Oh, I’ll tell you who else is gonna be pissed off when I win, oh yeah! Mikey Sanders, my old high school archeneny – that ass! He used to tell me that my party-mix tapes were lame – suck it, Mikey Sanders, I have a Grammy! It’s a done.. a-deal! [ laughing ] Revenge is a dish best served cold with a side of Grammy! I hope he’s watching – that is, if he got the night off from the gas station! [ laughs ] Fallon! You are on fire tonight! Save it.. save it, buddy.. save it for Grammy Night!
[ cut to Michael Sanders in the audience, also thinking reflectively to himself ]Michael Sanders: I can’t believe I’m here! “Saturday Night Live”! This place is a legend. I wonder if Jimmy will recognize me, his old buddy Mikey Sanders. Of course, I go by Michael Sanders, now that I’ve got that job as Head of the Grammy Committee. I feel bad. I didn’t even listen to Jimmy’s album. But if it’s anything like those party-mix tapes he used to make, I know it sucks. Who puts “Ghostbusters” on twice – in a row? Jerk!
[ cut back to Jimmy Fallon at the Update desk, still thinking reflectively to himself ]Jimmy Fallon: Know who else I’m gonna call when I win? Ghostbusters! [ laughs ] That one always works! Lemme tell ya something: [ singing ] “Bustin’ makes me feel good!” Again, save it, Fallon, it’s gold! It’s Grammy gold! [ sighs ] Geez, when’s Tina gonna be done with this joke?
Tina Fey: [ finally finishing joke ] ..Contraceptive SpongeBob Squarepants.
Boy, that was a long joke. Back to you, Jimmy.
A man in Sweden is suing the government after a golden eagle swooped down, snatched his dachshund and flew away.

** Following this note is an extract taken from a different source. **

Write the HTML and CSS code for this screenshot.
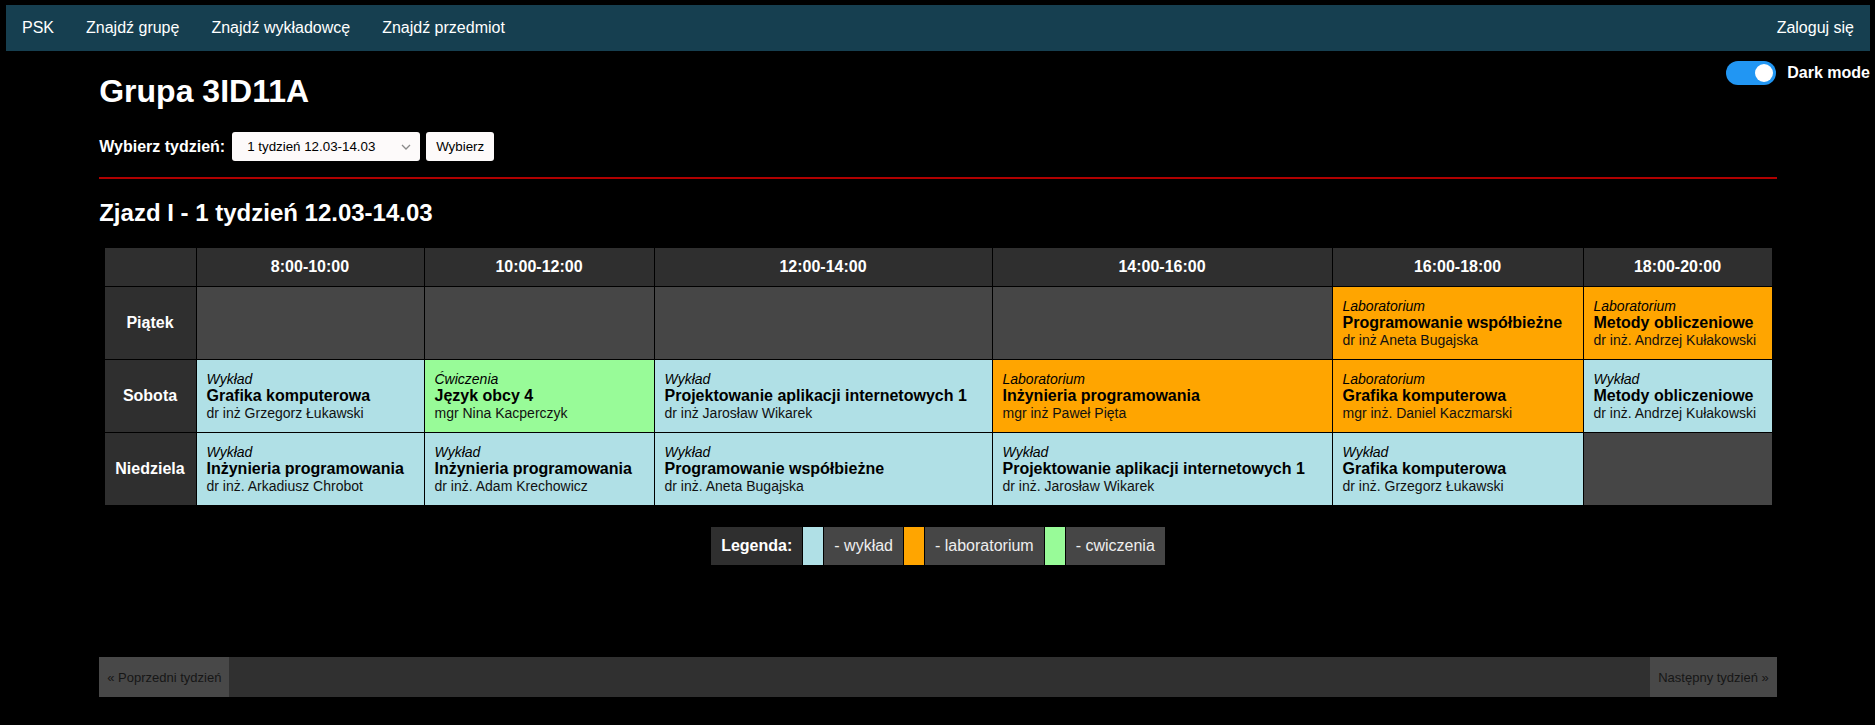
FILE: index.html
```html
<!DOCTYPE html>
<html lang="pl">
<head>
<meta charset="utf-8">
<title>Grupa 3ID11A</title>
<link rel="stylesheet" href="styles.css">
</head>
<body>
<nav class="nav">
  <a href="#" class="nav-link">PSK</a>
  <a href="#" class="nav-link">Znajdź grupę</a>
  <a href="#" class="nav-link">Znajdź wykładowcę</a>
  <a href="#" class="nav-link">Znajdź przedmiot</a>
  <a href="#" class="nav-link nav-right">Zaloguj się</a>
</nav>

<div class="dark-mode">
  <span class="toggle"><span class="knob"></span></span>
  <span class="dark-label">Dark mode</span>
</div>

<main class="container">
  <h1 class="title">Grupa 3ID11A</h1>
  <form class="week-form">
    <label class="week-label">Wybierz tydzień:</label>
    <span class="select-wrap">
      <select class="week-select"><option>1 tydzień 12.03-14.03</option></select>
      <svg class="chevron" width="10" height="6" viewBox="0 0 10 6"><polyline points="1,1 5,5 9,1" fill="none" stroke="#8a8a8a" stroke-width="1.3"/></svg>
    </span>
    <button type="button" class="week-btn">Wybierz</button>
  </form>
  <hr class="divider">
  <h2 class="subtitle">Zjazd I - 1 tydzień 12.03-14.03</h2>

  <table class="plan">
    <colgroup>
      <col class="col-day">
      <col class="col-1">
      <col class="col-2">
      <col class="col-3">
      <col class="col-4">
      <col class="col-5">
      <col class="col-6">
    </colgroup>
    <thead>
      <tr>
        <th class="corner"></th>
        <th>8:00-10:00</th>
        <th>10:00-12:00</th>
        <th>12:00-14:00</th>
        <th>14:00-16:00</th>
        <th>16:00-18:00</th>
        <th>18:00-20:00</th>
      </tr>
    </thead>
    <tbody>
      <tr>
        <th class="day">Piątek</th>
        <td class="empty"></td>
        <td class="empty"></td>
        <td class="empty"></td>
        <td class="empty"></td>
        <td class="lab"><span class="kind">Laboratorium</span><span class="subj">Programowanie współbieżne</span><span class="teacher">dr inż Aneta Bugajska</span></td>
        <td class="lab"><span class="kind">Laboratorium</span><span class="subj">Metody obliczeniowe</span><span class="teacher">dr inż. Andrzej Kułakowski</span></td>
      </tr>
      <tr>
        <th class="day">Sobota</th>
        <td class="wyk"><span class="kind">Wykład</span><span class="subj">Grafika komputerowa</span><span class="teacher">dr inż Grzegorz Łukawski</span></td>
        <td class="cw"><span class="kind">Ćwiczenia</span><span class="subj">Język obcy 4</span><span class="teacher">mgr Nina Kacperczyk</span></td>
        <td class="wyk"><span class="kind">Wykład</span><span class="subj">Projektowanie aplikacji internetowych 1</span><span class="teacher">dr inż Jarosław Wikarek</span></td>
        <td class="lab"><span class="kind">Laboratorium</span><span class="subj">Inżynieria programowania</span><span class="teacher">mgr inż Paweł Pięta</span></td>
        <td class="lab"><span class="kind">Laboratorium</span><span class="subj">Grafika komputerowa</span><span class="teacher">mgr inż. Daniel Kaczmarski</span></td>
        <td class="wyk"><span class="kind">Wykład</span><span class="subj">Metody obliczeniowe</span><span class="teacher">dr inż. Andrzej Kułakowski</span></td>
      </tr>
      <tr>
        <th class="day">Niedziela</th>
        <td class="wyk"><span class="kind">Wykład</span><span class="subj">Inżynieria programowania</span><span class="teacher">dr inż. Arkadiusz Chrobot</span></td>
        <td class="wyk"><span class="kind">Wykład</span><span class="subj">Inżynieria programowania</span><span class="teacher">dr inż. Adam Krechowicz</span></td>
        <td class="wyk"><span class="kind">Wykład</span><span class="subj">Programowanie współbieżne</span><span class="teacher">dr inż. Aneta Bugajska</span></td>
        <td class="wyk"><span class="kind">Wykład</span><span class="subj">Projektowanie aplikacji internetowych 1</span><span class="teacher">dr inż. Jarosław Wikarek</span></td>
        <td class="wyk"><span class="kind">Wykład</span><span class="subj">Grafika komputerowa</span><span class="teacher">dr inż. Grzegorz Łukawski</span></td>
        <td class="empty"></td>
      </tr>
    </tbody>
  </table>

  <table class="legend">
    <tr>
      <td class="legend-title">Legenda:</td>
      <td class="swatch wyk"></td>
      <td class="legend-text">- wykład</td>
      <td class="swatch lab"></td>
      <td class="legend-text">- laboratorium</td>
      <td class="swatch cw"></td>
      <td class="legend-text">- cwiczenia</td>
    </tr>
  </table>

  <div class="pager">
    <a href="#" class="pager-link">« Poprzedni tydzień</a>
    <a href="#" class="pager-link">Następny tydzień »</a>
  </div>
</main>
</body>
</html>
```

FILE: styles.css
```css
html, body {
  background: #000;
}

body {
  margin: 5px 5px 0 6px;
  color: #fff;
  font-family: "Liberation Sans", Arial, sans-serif;
  font-size: 16px;
}

.nav {
  display: flex;
  background: #163f50;
}

.nav-link {
  color: #fff;
  text-decoration: none;
  padding: 14px 16px;
  font-size: 16px;
  line-height: 18px;
}

.nav-right {
  margin-left: auto;
}

.dark-mode {
  position: absolute;
  top: 61px;
  right: 5px;
  display: flex;
  align-items: center;
  gap: 11px;
}

.toggle {
  width: 50px;
  height: 24px;
  border-radius: 12px;
  background: #2196f3;
  display: flex;
  align-items: center;
  justify-content: flex-end;
  padding: 0 3px;
  box-sizing: border-box;
}

.knob {
  width: 18px;
  height: 18px;
  border-radius: 50%;
  background: #fff;
}

.dark-label {
  font-weight: bold;
  font-size: 16px;
}

.container {
  width: 90%;
  margin: 0 auto;
}

.title {
  font-size: 32px;
  line-height: 37px;
  margin: 22px 0 22px;
}

.week-form {
  display: flex;
  align-items: center;
  margin: 0;
  height: 29px;
}

.week-label {
  font-weight: bold;
  font-size: 16px;
  margin-right: 7px;
}

.select-wrap {
  position: relative;
  display: flex;
  margin-right: 6px;
}

.week-select {
  appearance: none;
  -webkit-appearance: none;
  width: 188px;
  height: 29px;
  border: none;
  border-radius: 3px;
  background: #fdfafa;
  color: #000;
  font-family: "Liberation Sans", Arial, sans-serif;
  font-size: 13.33px;
  padding: 0 0 0 15px;
  margin: 0;
}

.chevron {
  position: absolute;
  right: 9px;
  top: 12px;
}

.week-btn {
  height: 29px;
  border: none;
  border-radius: 3px;
  background: #fdfafa;
  color: #000;
  font-family: "Liberation Sans", Arial, sans-serif;
  font-size: 13.33px;
  padding: 0 10px;
  margin: 0;
}

.divider {
  border: 0;
  border-top: 2px solid #b00000;
  margin: 16px 0 0;
  height: 0;
}

.subtitle {
  font-size: 24px;
  line-height: 28px;
  margin: 20px 0;
}

.plan {
  border-collapse: collapse;
  table-layout: fixed;
  width: 1668px;
  margin: 3px auto 0;
}

.col-day { width: 92px; }
.col-1 { width: 228px; }
.col-2 { width: 230px; }
.col-3 { width: 338px; }
.col-4 { width: 340px; }
.col-5 { width: 251px; }
.col-6 { width: 189px; }

.plan th,
.plan td {
  border: 1px solid #000;
}

.plan th {
  background: #2f2f2f;
  color: #fff;
  font-size: 16px;
  font-weight: bold;
  text-align: center;
  padding: 10px 0;
}

.plan td {
  padding: 11px 9px 11px 10px;
  color: #000;
  text-align: left;
  vertical-align: middle;
  white-space: nowrap;
}

.plan .day {
  padding: 10px 0;
}

.empty {
  background: #464646;
}

.wyk {
  background: #b0e0e6;
}

.lab {
  background: #ffa500;
}

.cw {
  background: #98fb98;
}

.kind {
  display: block;
  font-style: italic;
  font-size: 14px;
}

.subj {
  display: block;
  font-weight: bold;
  font-size: 16px;
}

.teacher {
  display: block;
  font-size: 14px;
  color: #111;
}

.legend {
  border-collapse: collapse;
  margin: 20px auto 0;
}

.legend td {
  border: 1px solid #000;
  padding: 10px;
  font-size: 16px;
  color: #eee;
}

.legend .legend-title {
  background: #2f2f2f;
  font-weight: bold;
  color: #fff;
}

.legend .legend-text {
  background: #464646;
}

.legend .swatch {
  padding: 10px;
}

.pager {
  display: flex;
  justify-content: space-between;
  background: #303030;
  height: 40px;
  margin-top: 91px;
}

.pager-link {
  display: flex;
  align-items: center;
  background: #484848;
  color: #161616;
  text-decoration: none;
  font-size: 13px;
  padding: 0 8px;
}
```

Once out of the earshot of the dog’s owner, witnesses admitted it was the coolest thing they’d ever seen.
HBO announced Tuesday that the upcoming season of “Sex And The City” will be the last. HBO executives said that the girls have simply run out of holes.
Tina Fey: Also, HBO has announced plans to air “The Pink Fuhrer”, a documentary based on a book which theorizes that Adolph Hitler was gay.
Jimmy Fallon: Oh, man, I hope this doesn’t mean Gay Hitler has gone Hollywood on us.
[ Gay Hollywood Hitler enters set ]Gay Hollywood Hitler: Guttentag, everybody!
Jimmy Fallon: Gay Hitler, what are you doing?
Gay Hollywood Hitler: I’m waiting to hear if I got a guest shot on.. “Curb Your Enthusiasm”! But Larry David hates me because I’m gay!
Tina Fey: He doesn’t hate you because you’re gay! He hates you because you’re Hitler!
Gay Hollywood Hitler: Anyway, I gotta run. I’m having sushi with Lenny – auf weidersein, cuevos! [ exits ]
Jimmy Fallon: Gay Hollywood Hitler, everyone.
Tina Fey: Gay Hollywood Hitler.
In India, a man had his penis reattached after the angry husband of his lover chopped it off with a sword, and then put it in his pocket. After it happened, the man said to his attacker, “Is that my penis in your pocket, or are you just not happy to see me?”
Jimmy Fallon: With “Weekend Update”, I’m Jimmy Fallon.
Tina Fey: And I’m Tina Fey. Good night, and have a pleasant tomorrow.